Jen: And actually, they met because a childhood friend of my older sister’s ran into my mom at the grocery store, heard from my mom that my little sister was single, and then fixed her up with a guy from work (now my brother in law).
I gave birth to Lucy 2 days after their wedding.
Jen: I was the most pregnant bridesmaid ever.
Lauren: I was pregnant at my sister’s wedding, too.
I found out right after the engagement, so she had me pick a dress first and then the rest of them matched up to me.
Jen: So: sisters (and brothers, based on my experience) are awesome, and if our girls don’t grow up to love each other intensely, we will have failed as parents?
Lauren: Pretty much
I mean, I would be devastated if that happened.
But, it seems like that is unlikely!
Lauren: I do expect some bumps along the way
But otherwise, I think R&H will be BFF most of the time.

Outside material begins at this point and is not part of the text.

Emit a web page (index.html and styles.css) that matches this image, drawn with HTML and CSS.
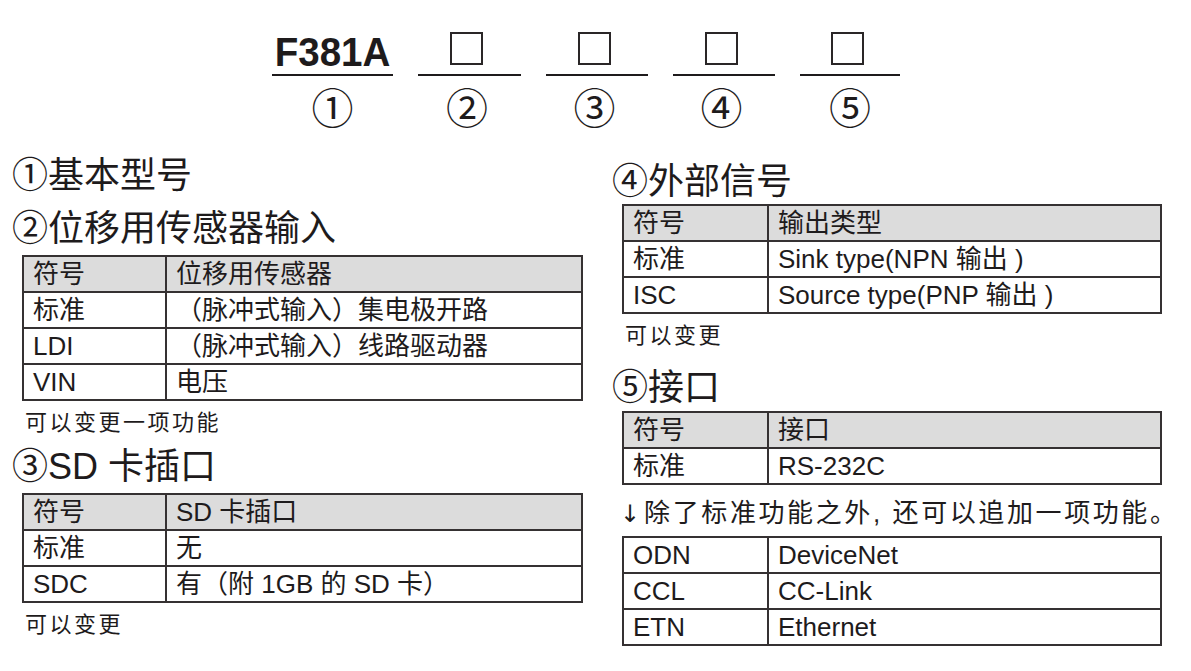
FILE: index.html
```html
<!DOCTYPE html>
<html lang="zh-CN">
<head>
<meta charset="utf-8">
<title>F381A 型号说明</title>
<link rel="stylesheet" href="styles.css">
</head>
<body>
<div class="page">
  <div class="code">
    <div class="seg seg1"><div class="top"><span class="model">F381A</span></div><div class="rule"></div><div class="num">①</div></div>
    <div class="seg seg2"><div class="top"><span class="box"></span></div><div class="rule"></div><div class="num">②</div></div>
    <div class="seg seg3"><div class="top"><span class="box"></span></div><div class="rule"></div><div class="num">③</div></div>
    <div class="seg seg4"><div class="top"><span class="box"></span></div><div class="rule"></div><div class="num">④</div></div>
    <div class="seg seg5"><div class="top"><span class="box"></span></div><div class="rule"></div><div class="num">⑤</div></div>
  </div>
  <div class="cols">
    <div class="col left">
      <h2 class="h h-first">①基本型号</h2>
      <h2 class="h h-second">②位移用传感器输入</h2>
      <table class="tbl">
        <tr class="head"><td class="c1">符号</td><td>位移用传感器</td></tr>
        <tr><td class="c1">标准</td><td>（脉冲式输入）集电极开路</td></tr>
        <tr><td class="c1">LDI</td><td>（脉冲式输入）线路驱动器</td></tr>
        <tr><td class="c1">VIN</td><td>电压</td></tr>
      </table>
      <p class="note">可以变更一项功能</p>
      <h2 class="h h-third">③SD 卡插口</h2>
      <table class="tbl">
        <tr class="head"><td class="c1">符号</td><td>SD 卡插口</td></tr>
        <tr><td class="c1">标准</td><td>无</td></tr>
        <tr><td class="c1">SDC</td><td>有（附 1GB 的 SD 卡）</td></tr>
      </table>
      <p class="note">可以变更</p>
    </div>
    <div class="col right">
      <h2 class="h h-four">④外部信号</h2>
      <table class="tbl">
        <tr class="head"><td class="c1">符号</td><td>输出类型</td></tr>
        <tr><td class="c1">标准</td><td>Sink type(NPN 输出 )</td></tr>
        <tr><td class="c1">ISC</td><td>Source type(PNP 输出 )</td></tr>
      </table>
      <p class="note">可以变更</p>
      <h2 class="h h-five">⑤接口</h2>
      <table class="tbl tbl-if">
        <tr class="head"><td class="c1">符号</td><td>接口</td></tr>
        <tr><td class="c1">标准</td><td>RS-232C</td></tr>
      </table>
      <p class="addon"><span class="arrow">↓</span>除了标准功能之外, 还可以追加一项功能。</p>
      <table class="tbl tbl-opt">
        <tr><td class="c1">ODN</td><td>DeviceNet</td></tr>
        <tr><td class="c1">CCL</td><td>CC-Link</td></tr>
        <tr><td class="c1">ETN</td><td>Ethernet</td></tr>
      </table>
    </div>
  </div>
</div>
</body>
</html>
```

FILE: styles.css
```css
* { box-sizing: border-box; }
html, body { margin: 0; padding: 0; background: #ffffff; }
body {
  font-family: "Liberation Sans", "Noto Sans CJK SC", sans-serif;
  color: #1e1b1c;
  width: 1191px;
  height: 671px;
  overflow: hidden;
}

/* model code header */
.code {
  display: flex;
  gap: 25px;
  padding-left: 272px;
  padding-top: 30px;
}
.seg { display: flex; flex-direction: column; align-items: stretch; }
.seg1 { width: 121px; }
.seg2 { width: 103px; }
.seg3 { width: 102px; }
.seg4 { width: 102px; }
.seg5 { width: 100px; }
.top {
  height: 36px;
  display: flex;
  align-items: flex-end;
  justify-content: center;
}
.model {
  display: inline-block;
  font-weight: bold;
  font-size: 41px;
  line-height: 28px;
  letter-spacing: 0;
  transform: scaleX(0.94);
}
.box {
  display: block;
  width: 33px;
  height: 33px;
  border: 2px solid #2a2627;
  margin: 0 6px 1px 0;
}
.rule {
  height: 2px;
  background: #1e1b1c;
  margin-top: 8px;
}
.num {
  font-family: "Noto Sans CJK SC", sans-serif;
  font-size: 42px;
  line-height: 44px;
  text-align: center;
  margin-top: 8px;
}
.seg2 .num, .seg3 .num, .seg4 .num { padding-right: 5px; }

/* columns */
.cols {
  display: grid;
  grid-template-columns: 600px 591px;
}
.col { padding-left: 12px; }

.h {
  margin: 0;
  font-weight: normal;
  font-size: 36px;
  line-height: 44px;
}
.h-first { margin-top: 26px; }
.h-second { margin-top: 9px; }
.h-third { margin-top: 8px; }
.h-four { margin-top: 32px; }
.h-five { margin-top: 16px; }

.tbl {
  border-collapse: collapse;
  margin-left: 10px;
  font-size: 26px;
}
.left .tbl { width: 561px; margin-top: 4px; }
.right .tbl { width: 540px; margin-top: 0; }
.right .tbl-if { margin-top: 1px; }
.tbl td {
  border: 2px solid #353132;
  height: 36px;
  padding: 0 9px;
  line-height: 30px;
  vertical-align: middle;
  white-space: nowrap;
}
.tbl .c1 { width: 143px; }
.right .tbl .c1 { width: 145px; }
.tbl .head td { background: #dcdcdc; }

.note {
  margin: 8px 0 0 13px;
  font-size: 22px;
  line-height: 28px;
  letter-spacing: 2.5px;
}
.addon {
  margin: 12px 0 0 8px;
  font-size: 26px;
  line-height: 32px;
  letter-spacing: 2.6px;
}
.arrow {
  font-family: "DejaVu Sans", sans-serif;
  font-size: 24px;
  letter-spacing: 0;
  margin-right: 4px;
}
.right .tbl-opt { margin-top: 6px; }
```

Jen: I think it’s okay if it’s a bumpy road. And I’m even okay with them not being BFF. I just want them to grow up knowing that no matter what else is fucked up in their world, they have sisters they can rely on.
And, I would like to be able to model that for them in person
Rather than just tell them stories about it
Jen: So in conclusion: you and your sister need to live in the city, and I need to go see my new niece again because this conversation is really making me want to be with my sister and her tiny new baby right now.\
the same city.
You and your sister.
What happened to my typing skills?
Lauren: Yes, I might move back to Oklahoma to be with her, and that is REALLY saying something!
Enjoy your niece. I’m totally jealous!
There are babies everywhere and spring is a notoriously pregnancy inducing time for me.
Jen: YOU SHOULD TOTALLY HAVE ANOTHER BABY.
and with that unsolicited possibly terrible advice, I have to go teach my class.
Lauren: If I didn’t get sick for 5 months straight, and then have kids who didn’t sleep?
I totally would.
Jen: I should go teach my class.
Lauren: OK! Great chat. TTYL!
What about you? What is your rel with your sister or siblings? What does family mean to you? How did your relationship to your brothers and sisters shape your idea of what kind of family you’d like to have?